→ Written problem:
Copy every line in the records below that contains the word "page".

→ Entries provided:
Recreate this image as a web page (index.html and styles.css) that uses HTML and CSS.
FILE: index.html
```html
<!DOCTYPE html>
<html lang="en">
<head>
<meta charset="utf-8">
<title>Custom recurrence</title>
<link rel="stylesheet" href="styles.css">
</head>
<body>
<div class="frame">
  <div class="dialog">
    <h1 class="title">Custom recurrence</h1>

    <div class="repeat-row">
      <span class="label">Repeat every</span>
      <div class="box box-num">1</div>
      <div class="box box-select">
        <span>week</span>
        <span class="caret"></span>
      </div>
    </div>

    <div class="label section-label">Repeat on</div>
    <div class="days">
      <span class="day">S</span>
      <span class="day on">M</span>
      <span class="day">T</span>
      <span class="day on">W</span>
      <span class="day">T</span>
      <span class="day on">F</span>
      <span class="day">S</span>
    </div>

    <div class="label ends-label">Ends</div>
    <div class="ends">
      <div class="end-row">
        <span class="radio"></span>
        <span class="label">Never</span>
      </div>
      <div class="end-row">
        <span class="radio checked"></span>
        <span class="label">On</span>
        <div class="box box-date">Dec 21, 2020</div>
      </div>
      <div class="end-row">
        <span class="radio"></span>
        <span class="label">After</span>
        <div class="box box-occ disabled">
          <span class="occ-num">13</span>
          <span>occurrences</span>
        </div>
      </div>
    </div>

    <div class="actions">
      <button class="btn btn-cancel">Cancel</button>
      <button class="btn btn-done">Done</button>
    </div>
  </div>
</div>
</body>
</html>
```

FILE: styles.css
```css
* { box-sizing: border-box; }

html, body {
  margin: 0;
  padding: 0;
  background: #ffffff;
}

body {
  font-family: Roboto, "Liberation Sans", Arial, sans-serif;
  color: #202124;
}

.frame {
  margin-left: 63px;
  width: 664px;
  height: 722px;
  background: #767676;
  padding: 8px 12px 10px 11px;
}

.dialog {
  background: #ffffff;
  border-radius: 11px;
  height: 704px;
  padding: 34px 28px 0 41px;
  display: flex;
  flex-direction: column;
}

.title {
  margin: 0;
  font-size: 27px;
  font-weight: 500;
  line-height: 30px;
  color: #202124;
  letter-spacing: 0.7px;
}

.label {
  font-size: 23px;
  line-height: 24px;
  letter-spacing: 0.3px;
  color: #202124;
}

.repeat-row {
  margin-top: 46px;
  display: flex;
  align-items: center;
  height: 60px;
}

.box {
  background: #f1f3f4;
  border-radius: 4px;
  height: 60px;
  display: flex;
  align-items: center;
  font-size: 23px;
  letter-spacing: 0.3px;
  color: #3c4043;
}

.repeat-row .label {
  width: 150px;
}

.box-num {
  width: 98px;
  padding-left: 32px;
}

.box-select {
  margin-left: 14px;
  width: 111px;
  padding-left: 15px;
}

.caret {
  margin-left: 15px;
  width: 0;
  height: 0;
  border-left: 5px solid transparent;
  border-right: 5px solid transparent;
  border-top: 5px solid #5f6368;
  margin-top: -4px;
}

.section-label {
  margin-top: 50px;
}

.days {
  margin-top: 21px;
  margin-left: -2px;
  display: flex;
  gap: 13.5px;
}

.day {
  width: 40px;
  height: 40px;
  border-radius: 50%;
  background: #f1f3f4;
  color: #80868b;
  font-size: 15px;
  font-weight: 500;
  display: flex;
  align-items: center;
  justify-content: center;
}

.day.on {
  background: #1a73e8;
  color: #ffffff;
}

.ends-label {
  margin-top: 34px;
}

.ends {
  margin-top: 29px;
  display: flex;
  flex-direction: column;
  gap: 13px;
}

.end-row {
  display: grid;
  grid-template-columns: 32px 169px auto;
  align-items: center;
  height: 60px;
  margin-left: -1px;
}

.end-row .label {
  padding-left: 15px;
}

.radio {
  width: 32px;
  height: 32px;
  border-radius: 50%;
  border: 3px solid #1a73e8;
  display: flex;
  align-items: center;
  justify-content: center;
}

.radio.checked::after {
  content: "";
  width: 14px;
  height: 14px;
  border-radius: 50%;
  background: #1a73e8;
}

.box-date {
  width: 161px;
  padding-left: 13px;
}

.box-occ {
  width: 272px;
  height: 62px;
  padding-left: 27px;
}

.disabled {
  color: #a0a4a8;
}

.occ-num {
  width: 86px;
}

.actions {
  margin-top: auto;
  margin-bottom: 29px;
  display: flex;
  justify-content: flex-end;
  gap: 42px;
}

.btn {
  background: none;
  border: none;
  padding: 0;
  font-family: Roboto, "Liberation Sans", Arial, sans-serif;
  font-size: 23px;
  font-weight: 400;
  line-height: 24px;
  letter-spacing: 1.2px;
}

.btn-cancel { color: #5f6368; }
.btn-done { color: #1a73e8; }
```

---

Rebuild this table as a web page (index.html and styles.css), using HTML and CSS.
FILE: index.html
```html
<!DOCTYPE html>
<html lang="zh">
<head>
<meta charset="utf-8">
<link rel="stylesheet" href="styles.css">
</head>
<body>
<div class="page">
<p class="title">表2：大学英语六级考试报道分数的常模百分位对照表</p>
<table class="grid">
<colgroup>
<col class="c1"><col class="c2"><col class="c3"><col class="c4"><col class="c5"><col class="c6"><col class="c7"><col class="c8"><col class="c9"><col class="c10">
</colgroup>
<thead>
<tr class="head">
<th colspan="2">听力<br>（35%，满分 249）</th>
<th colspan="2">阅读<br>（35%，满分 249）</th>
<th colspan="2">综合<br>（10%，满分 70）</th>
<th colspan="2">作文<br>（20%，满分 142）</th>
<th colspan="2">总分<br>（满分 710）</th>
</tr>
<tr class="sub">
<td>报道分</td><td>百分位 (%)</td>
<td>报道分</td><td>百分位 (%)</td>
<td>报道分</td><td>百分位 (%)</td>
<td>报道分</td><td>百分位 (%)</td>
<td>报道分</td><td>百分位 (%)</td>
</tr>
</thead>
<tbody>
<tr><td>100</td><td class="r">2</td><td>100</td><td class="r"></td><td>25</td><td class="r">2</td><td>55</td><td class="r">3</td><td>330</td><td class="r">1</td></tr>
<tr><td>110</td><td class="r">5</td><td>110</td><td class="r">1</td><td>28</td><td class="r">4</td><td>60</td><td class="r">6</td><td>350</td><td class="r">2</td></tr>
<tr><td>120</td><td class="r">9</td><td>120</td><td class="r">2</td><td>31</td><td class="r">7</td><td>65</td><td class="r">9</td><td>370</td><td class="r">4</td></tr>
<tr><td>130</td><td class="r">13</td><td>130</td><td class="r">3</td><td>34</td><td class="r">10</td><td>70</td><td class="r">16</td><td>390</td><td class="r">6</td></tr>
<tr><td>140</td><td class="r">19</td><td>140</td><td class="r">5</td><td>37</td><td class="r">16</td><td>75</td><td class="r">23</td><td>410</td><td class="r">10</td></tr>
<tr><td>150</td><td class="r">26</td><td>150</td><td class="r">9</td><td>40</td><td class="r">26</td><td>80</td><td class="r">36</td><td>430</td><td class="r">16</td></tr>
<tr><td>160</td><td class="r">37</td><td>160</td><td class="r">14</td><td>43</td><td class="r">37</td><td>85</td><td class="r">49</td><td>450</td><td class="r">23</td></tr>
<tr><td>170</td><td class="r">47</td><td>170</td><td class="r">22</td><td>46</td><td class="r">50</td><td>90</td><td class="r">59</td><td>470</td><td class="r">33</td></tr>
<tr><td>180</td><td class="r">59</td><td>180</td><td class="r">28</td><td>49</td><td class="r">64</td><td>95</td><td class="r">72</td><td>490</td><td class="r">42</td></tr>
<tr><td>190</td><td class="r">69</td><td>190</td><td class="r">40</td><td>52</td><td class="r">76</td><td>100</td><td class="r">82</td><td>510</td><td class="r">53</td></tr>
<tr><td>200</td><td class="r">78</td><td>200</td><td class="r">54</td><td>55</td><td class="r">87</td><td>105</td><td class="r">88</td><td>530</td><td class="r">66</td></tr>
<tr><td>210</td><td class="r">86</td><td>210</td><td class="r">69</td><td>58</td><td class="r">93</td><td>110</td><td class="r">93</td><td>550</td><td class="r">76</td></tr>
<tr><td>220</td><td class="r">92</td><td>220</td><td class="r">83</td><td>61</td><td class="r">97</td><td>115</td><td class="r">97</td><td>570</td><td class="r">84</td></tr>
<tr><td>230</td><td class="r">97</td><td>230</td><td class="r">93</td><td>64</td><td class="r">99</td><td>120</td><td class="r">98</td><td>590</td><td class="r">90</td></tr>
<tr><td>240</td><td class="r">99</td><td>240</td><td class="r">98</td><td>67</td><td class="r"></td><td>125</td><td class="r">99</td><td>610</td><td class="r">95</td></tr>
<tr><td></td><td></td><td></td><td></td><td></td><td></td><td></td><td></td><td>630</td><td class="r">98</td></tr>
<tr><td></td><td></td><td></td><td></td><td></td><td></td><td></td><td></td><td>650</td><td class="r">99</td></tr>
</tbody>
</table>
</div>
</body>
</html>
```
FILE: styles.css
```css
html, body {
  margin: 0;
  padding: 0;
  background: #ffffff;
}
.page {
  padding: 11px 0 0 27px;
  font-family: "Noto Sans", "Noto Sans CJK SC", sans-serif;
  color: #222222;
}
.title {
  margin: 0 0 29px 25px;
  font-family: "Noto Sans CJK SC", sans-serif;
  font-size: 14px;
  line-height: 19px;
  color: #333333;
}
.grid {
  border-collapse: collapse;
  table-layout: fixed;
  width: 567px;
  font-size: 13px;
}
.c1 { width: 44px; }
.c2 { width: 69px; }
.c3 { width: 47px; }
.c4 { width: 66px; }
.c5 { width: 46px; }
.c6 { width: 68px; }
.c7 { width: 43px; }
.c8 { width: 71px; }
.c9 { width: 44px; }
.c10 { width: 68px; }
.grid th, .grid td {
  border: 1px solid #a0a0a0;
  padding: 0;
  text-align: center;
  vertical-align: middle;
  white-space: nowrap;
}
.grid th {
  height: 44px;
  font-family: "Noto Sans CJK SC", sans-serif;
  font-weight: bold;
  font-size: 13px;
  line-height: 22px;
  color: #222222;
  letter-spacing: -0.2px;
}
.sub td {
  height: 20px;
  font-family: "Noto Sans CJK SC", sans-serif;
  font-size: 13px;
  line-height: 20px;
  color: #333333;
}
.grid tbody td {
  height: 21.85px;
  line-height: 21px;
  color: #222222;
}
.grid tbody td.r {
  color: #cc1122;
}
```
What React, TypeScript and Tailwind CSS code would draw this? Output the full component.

→ Complete answer:
Recreate this image as a web page (index.html and styles.css) that uses HTML and CSS.
Rebuild this table as a web page (index.html and styles.css), using HTML and CSS.
<div class="page">
.page {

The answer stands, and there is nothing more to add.